— Task details —
Return verbatim the inclusive range of lines running from the line that contains "Generate a component" to the line that contains "import React from". Omit every other line.

[Collected data]
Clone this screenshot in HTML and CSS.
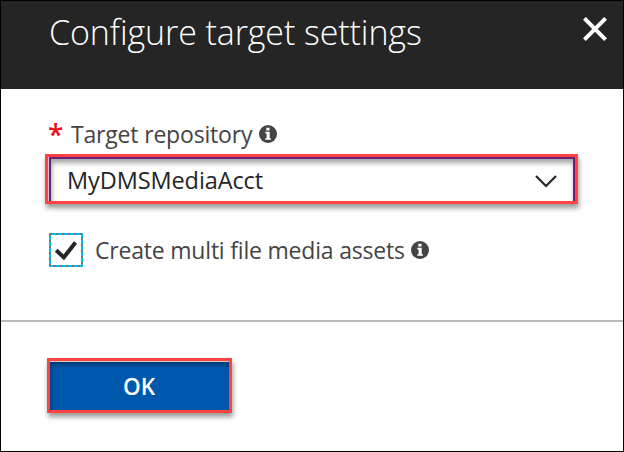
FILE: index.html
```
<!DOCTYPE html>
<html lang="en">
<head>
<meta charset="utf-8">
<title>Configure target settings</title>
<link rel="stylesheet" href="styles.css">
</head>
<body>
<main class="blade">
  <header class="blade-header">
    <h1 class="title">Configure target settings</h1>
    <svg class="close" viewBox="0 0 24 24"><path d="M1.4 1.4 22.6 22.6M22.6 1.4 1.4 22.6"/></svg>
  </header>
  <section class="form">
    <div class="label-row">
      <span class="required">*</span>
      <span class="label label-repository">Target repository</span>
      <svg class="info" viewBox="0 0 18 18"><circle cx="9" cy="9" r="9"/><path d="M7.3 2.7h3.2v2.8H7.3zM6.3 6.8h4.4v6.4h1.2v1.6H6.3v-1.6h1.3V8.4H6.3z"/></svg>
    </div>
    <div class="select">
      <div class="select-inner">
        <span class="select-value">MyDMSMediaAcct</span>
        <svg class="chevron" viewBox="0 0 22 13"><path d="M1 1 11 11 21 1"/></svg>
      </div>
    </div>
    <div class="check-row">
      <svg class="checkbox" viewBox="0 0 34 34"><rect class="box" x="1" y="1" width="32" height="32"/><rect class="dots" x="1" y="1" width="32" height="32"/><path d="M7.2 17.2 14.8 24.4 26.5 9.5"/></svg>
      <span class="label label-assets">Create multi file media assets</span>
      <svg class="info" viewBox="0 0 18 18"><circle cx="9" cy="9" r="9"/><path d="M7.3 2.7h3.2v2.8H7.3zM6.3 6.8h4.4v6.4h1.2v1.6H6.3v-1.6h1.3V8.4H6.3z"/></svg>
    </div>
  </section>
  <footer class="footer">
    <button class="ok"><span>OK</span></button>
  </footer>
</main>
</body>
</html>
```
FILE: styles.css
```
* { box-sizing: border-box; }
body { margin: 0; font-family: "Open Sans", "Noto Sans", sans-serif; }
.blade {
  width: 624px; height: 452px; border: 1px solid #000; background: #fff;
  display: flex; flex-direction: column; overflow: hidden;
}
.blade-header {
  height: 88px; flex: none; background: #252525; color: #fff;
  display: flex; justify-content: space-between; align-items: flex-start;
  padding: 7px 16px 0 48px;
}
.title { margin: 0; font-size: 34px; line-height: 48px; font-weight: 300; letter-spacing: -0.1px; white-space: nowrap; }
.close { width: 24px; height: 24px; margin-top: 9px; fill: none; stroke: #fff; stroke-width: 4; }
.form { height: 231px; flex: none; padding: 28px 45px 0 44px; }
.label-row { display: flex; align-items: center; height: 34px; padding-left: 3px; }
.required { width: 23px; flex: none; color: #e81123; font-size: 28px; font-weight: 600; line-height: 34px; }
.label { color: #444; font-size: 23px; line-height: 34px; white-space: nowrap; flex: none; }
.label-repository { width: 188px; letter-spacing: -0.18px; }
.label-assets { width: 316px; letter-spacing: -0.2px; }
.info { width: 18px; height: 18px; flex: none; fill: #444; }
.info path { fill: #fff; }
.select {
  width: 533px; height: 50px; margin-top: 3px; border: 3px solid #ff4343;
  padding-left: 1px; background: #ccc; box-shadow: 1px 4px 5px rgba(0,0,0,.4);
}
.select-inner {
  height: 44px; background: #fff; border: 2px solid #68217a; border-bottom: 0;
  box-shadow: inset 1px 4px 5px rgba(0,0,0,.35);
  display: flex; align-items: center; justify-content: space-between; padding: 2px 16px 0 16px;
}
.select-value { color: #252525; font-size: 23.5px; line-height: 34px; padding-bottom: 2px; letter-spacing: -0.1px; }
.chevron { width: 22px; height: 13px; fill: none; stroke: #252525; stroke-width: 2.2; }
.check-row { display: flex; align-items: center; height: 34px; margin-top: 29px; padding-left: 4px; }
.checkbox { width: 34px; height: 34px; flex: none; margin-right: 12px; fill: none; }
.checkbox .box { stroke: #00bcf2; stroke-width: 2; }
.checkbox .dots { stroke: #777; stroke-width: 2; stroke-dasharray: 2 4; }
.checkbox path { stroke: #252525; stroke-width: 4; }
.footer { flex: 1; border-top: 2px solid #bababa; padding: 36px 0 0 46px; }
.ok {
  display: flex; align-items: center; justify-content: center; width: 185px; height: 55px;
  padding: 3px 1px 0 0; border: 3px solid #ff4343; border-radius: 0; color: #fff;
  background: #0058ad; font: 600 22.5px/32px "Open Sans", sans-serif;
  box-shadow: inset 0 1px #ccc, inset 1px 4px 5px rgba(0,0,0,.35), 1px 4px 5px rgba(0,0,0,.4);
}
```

* * *

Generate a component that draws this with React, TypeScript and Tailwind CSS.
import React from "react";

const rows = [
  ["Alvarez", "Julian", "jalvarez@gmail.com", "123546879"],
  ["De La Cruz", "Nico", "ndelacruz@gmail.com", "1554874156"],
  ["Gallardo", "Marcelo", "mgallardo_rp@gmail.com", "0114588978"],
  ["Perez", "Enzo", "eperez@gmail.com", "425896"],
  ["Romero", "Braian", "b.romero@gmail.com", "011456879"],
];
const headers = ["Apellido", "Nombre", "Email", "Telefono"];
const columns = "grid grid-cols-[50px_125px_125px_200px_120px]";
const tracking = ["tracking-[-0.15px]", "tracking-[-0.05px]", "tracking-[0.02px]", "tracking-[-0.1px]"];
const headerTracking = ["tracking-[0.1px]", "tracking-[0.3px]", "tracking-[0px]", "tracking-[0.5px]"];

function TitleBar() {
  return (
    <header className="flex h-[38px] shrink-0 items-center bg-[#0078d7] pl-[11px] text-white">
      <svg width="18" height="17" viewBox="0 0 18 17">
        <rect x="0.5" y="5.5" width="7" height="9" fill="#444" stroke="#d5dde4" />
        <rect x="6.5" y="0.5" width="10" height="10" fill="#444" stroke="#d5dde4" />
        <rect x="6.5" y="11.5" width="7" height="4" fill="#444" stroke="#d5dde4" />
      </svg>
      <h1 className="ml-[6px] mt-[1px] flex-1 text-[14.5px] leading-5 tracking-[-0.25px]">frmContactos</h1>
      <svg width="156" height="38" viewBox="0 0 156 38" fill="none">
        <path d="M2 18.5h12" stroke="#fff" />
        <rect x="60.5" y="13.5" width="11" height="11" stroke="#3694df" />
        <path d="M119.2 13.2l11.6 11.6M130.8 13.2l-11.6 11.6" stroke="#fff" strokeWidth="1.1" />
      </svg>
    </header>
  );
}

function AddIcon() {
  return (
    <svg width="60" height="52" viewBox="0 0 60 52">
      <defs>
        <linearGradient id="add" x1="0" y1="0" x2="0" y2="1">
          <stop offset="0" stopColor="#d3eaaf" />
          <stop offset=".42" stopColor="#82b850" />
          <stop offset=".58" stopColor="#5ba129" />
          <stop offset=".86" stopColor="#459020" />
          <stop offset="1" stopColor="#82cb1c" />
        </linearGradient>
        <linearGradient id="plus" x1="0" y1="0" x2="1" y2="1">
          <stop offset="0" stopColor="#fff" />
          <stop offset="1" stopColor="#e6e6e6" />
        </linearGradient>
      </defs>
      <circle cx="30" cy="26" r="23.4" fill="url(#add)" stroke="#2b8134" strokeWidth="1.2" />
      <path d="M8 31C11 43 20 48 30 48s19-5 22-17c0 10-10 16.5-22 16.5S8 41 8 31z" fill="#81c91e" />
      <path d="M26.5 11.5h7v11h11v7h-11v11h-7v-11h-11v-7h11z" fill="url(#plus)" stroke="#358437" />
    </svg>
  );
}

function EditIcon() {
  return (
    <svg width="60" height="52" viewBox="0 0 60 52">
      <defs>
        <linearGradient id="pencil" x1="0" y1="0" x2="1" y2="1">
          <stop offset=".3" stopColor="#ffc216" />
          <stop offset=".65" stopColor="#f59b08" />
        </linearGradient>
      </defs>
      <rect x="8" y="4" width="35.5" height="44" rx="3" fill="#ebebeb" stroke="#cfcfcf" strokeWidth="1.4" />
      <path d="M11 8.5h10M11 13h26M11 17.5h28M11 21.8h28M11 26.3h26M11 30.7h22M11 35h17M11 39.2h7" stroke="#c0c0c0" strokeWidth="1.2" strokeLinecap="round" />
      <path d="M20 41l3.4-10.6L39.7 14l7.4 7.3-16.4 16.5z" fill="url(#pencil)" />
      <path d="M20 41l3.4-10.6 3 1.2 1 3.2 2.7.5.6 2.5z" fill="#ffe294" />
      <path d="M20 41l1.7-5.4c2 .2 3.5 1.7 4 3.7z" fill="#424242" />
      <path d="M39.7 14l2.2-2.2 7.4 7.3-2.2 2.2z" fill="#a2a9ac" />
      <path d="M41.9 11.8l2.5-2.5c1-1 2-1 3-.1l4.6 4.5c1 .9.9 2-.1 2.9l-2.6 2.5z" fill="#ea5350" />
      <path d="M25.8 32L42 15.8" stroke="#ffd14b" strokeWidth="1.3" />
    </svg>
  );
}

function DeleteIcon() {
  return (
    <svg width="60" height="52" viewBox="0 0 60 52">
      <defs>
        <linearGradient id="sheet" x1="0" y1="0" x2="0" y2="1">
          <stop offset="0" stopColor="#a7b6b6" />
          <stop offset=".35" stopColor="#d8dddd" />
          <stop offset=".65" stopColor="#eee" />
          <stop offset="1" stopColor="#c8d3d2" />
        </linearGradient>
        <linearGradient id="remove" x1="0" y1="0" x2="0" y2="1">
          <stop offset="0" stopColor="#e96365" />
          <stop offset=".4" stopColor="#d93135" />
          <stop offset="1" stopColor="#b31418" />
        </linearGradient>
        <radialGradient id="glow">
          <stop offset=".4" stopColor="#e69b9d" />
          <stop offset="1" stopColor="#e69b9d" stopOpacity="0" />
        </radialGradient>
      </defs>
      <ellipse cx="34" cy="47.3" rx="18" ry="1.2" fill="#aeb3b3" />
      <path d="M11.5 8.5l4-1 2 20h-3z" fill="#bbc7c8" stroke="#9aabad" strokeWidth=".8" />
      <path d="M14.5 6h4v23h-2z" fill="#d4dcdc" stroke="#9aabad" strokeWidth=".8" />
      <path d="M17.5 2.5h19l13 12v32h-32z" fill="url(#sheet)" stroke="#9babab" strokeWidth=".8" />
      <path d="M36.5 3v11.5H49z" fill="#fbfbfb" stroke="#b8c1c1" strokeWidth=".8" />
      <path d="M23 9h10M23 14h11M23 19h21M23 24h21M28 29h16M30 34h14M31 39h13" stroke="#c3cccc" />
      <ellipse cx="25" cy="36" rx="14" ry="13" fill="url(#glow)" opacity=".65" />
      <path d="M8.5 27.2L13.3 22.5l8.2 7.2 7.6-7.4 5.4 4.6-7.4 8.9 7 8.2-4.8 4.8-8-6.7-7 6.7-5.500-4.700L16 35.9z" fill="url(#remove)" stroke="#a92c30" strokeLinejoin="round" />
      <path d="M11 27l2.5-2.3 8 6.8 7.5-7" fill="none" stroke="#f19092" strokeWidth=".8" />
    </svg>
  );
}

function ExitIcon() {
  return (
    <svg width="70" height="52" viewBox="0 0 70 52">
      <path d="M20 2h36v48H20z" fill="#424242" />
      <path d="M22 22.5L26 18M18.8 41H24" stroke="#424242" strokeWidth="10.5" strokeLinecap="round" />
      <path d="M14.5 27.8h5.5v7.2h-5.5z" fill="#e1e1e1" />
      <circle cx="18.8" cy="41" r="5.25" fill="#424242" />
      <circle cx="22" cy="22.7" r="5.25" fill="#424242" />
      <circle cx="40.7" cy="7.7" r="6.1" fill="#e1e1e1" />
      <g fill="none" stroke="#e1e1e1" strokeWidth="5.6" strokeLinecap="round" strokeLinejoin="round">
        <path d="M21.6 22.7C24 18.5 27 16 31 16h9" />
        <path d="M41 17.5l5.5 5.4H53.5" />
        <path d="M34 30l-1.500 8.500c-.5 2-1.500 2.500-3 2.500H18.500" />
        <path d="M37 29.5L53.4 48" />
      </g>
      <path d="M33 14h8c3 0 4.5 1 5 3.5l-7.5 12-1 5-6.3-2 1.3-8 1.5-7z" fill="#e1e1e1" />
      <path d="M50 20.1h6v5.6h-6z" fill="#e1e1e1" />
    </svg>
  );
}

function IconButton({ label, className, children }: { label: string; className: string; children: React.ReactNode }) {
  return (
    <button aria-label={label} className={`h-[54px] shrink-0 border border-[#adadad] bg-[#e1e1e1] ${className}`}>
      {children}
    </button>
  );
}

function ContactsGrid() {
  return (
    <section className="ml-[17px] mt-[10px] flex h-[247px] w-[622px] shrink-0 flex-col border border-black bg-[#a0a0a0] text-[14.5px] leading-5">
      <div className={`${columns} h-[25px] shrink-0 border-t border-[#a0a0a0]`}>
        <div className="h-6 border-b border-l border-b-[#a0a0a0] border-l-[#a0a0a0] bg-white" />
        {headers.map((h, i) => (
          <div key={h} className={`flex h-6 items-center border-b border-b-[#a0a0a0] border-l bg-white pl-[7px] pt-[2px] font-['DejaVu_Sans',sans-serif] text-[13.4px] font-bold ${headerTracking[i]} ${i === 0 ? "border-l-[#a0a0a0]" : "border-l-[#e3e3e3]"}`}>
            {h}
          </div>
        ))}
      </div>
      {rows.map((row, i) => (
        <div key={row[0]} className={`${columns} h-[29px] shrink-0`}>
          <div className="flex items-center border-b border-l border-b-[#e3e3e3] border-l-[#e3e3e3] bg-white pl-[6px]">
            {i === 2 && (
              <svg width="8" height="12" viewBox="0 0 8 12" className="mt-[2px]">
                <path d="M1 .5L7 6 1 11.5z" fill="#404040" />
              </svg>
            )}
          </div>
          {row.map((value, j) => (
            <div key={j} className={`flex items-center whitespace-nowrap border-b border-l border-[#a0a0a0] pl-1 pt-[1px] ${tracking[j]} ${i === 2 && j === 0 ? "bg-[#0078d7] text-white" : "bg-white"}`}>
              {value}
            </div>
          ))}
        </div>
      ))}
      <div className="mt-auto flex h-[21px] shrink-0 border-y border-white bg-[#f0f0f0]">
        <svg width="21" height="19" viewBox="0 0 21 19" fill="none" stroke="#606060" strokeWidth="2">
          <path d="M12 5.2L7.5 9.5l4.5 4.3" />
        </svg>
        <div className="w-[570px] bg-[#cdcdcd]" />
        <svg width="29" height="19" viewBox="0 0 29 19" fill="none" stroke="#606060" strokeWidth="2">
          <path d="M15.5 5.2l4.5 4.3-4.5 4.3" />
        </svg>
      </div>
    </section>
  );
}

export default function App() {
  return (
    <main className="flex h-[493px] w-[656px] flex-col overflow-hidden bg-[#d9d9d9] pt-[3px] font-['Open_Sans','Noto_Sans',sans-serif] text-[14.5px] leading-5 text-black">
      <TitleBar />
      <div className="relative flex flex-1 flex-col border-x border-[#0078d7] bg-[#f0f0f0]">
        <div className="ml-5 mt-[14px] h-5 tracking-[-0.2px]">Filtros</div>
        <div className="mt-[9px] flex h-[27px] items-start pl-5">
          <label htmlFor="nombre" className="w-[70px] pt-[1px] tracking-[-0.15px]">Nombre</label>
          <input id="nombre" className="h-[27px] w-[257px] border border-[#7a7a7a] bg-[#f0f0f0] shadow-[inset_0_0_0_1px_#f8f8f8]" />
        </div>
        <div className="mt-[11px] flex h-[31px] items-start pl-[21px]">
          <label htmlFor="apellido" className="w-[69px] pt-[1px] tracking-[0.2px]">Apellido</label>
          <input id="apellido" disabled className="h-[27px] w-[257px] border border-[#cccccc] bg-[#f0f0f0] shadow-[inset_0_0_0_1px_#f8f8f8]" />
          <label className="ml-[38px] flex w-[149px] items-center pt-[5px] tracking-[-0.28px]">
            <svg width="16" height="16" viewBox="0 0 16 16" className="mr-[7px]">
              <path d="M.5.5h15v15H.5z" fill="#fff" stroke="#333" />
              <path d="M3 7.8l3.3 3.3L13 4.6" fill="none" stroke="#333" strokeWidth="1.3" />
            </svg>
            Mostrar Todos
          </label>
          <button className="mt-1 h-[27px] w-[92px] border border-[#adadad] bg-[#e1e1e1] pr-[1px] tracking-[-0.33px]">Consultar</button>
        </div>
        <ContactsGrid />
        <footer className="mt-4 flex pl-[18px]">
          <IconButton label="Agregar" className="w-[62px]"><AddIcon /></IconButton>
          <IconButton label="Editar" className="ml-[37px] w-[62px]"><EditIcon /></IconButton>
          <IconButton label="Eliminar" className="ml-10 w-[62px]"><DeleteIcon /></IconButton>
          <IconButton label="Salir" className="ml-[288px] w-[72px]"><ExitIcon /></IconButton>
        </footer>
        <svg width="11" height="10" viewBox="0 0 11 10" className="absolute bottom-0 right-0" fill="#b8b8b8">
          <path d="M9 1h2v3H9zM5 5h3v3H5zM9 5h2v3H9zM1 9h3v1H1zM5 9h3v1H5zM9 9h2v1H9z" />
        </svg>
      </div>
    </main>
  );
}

— Expected output —
Generate a component that draws this with React, TypeScript and Tailwind CSS.
import React from "react";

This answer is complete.